— start of Input data —

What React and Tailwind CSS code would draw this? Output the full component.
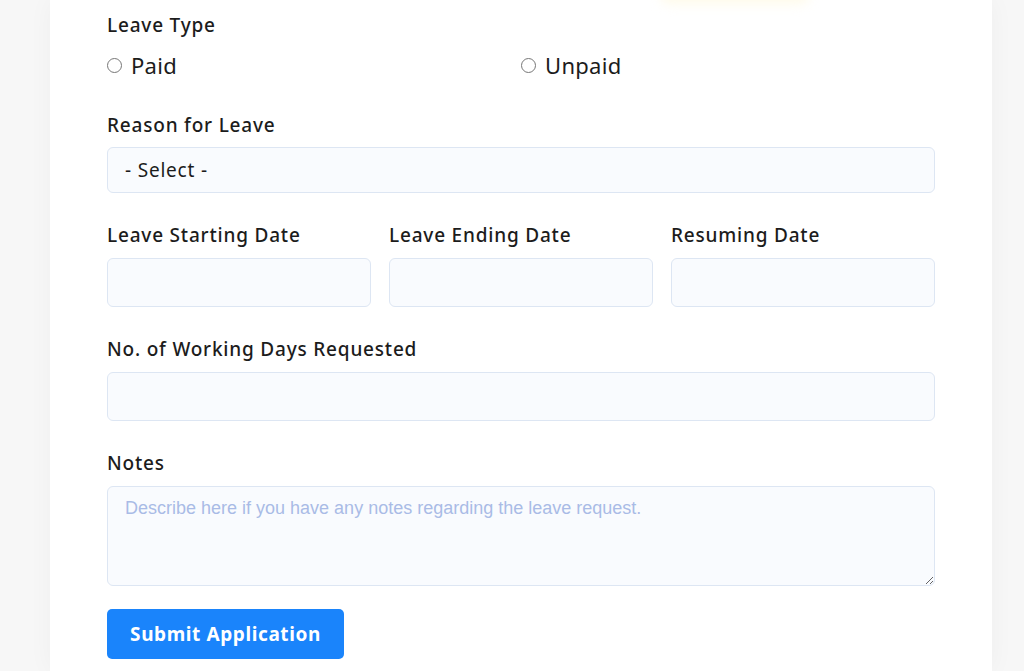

— end of Input data —
— start of Input data —

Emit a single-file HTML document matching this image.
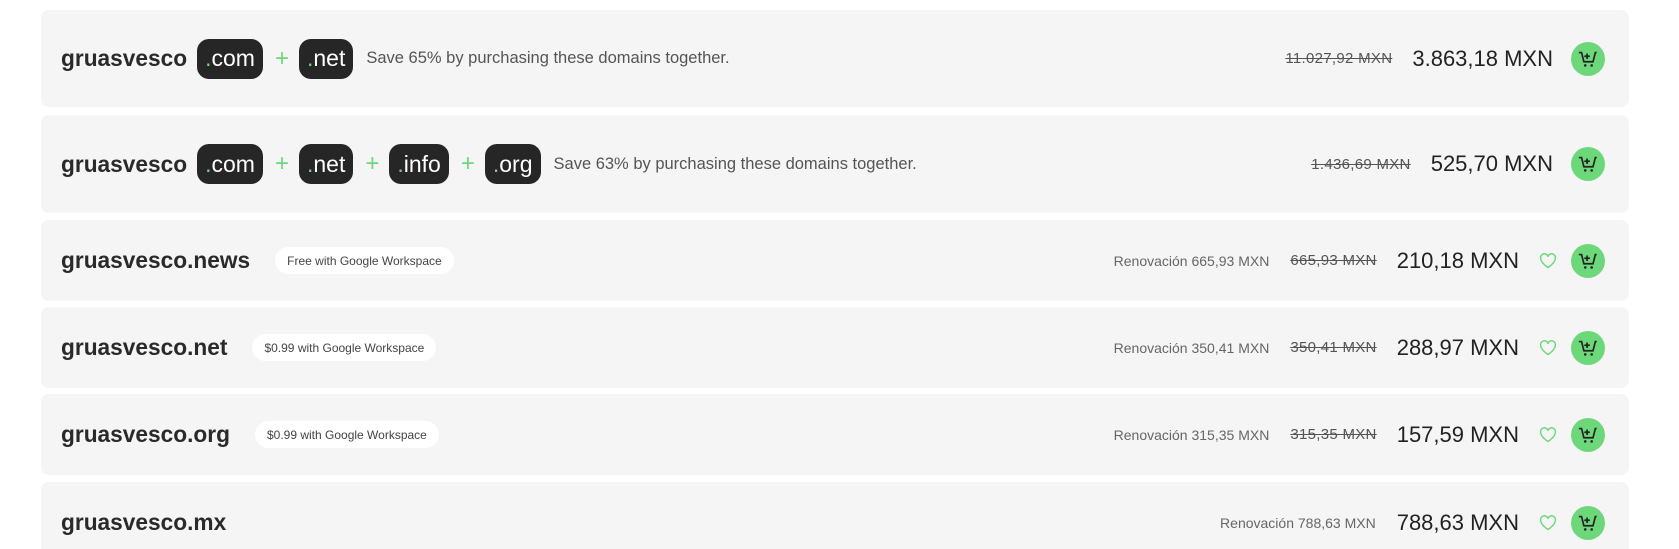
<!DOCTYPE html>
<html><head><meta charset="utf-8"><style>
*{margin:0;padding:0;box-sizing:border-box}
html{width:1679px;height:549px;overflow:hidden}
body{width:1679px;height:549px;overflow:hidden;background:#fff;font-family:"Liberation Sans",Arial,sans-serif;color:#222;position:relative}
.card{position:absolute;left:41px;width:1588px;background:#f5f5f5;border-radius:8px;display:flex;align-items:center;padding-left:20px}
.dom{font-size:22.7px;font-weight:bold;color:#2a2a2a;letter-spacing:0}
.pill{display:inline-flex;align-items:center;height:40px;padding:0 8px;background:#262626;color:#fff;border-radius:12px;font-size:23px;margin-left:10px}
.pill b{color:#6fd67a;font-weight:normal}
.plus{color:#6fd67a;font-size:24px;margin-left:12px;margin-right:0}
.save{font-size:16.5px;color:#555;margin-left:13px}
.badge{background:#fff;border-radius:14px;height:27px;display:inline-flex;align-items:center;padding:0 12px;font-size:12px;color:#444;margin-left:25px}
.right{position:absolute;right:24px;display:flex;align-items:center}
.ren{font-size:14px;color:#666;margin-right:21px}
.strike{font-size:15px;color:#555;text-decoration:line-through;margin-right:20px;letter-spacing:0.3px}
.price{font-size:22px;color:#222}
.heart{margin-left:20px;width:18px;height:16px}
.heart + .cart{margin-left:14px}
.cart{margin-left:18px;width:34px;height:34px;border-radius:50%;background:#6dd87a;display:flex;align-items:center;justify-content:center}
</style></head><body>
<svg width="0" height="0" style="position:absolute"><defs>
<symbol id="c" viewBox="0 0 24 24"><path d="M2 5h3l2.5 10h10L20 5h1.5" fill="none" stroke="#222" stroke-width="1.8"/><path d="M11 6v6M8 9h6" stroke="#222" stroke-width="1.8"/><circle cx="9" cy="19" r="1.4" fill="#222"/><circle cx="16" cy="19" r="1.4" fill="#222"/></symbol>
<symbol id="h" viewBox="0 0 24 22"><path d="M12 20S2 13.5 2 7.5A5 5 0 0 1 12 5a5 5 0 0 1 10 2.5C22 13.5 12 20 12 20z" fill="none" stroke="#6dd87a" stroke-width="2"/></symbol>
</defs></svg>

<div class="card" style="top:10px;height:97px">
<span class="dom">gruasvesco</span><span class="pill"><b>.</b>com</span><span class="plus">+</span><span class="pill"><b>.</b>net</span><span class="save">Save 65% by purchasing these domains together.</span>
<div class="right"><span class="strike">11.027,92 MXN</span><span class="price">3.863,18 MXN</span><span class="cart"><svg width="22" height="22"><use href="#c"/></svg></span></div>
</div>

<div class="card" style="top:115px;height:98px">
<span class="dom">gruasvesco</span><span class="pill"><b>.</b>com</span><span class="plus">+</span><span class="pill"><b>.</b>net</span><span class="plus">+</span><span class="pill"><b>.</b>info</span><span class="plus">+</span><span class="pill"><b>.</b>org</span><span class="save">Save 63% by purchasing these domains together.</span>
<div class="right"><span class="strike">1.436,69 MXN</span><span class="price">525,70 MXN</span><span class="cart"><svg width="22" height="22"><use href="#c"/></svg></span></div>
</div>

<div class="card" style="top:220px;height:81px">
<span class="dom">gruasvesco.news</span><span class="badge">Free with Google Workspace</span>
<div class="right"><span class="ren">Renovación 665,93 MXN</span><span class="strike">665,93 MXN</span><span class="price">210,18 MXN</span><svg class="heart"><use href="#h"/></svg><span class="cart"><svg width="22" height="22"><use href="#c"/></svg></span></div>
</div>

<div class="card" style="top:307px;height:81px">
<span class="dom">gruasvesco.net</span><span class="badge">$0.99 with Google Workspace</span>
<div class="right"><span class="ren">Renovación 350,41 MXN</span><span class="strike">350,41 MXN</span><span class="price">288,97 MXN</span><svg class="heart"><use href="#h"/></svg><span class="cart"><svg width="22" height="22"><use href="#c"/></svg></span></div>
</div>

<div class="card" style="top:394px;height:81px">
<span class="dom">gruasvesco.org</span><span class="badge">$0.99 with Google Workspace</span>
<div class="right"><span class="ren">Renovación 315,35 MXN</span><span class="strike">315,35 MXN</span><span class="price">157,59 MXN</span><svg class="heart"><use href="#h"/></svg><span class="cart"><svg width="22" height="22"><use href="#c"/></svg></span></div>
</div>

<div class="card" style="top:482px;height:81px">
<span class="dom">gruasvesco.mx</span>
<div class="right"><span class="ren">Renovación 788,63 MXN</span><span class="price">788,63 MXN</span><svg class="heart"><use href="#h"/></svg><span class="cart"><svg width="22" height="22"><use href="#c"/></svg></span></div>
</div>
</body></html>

— end of Input data —

• **Task to complete**
Gather from the entries above all lines that include the string "this".

• **Worked answer**
What React and Tailwind CSS code would draw this? Output the full component.
Emit a single-file HTML document matching this image.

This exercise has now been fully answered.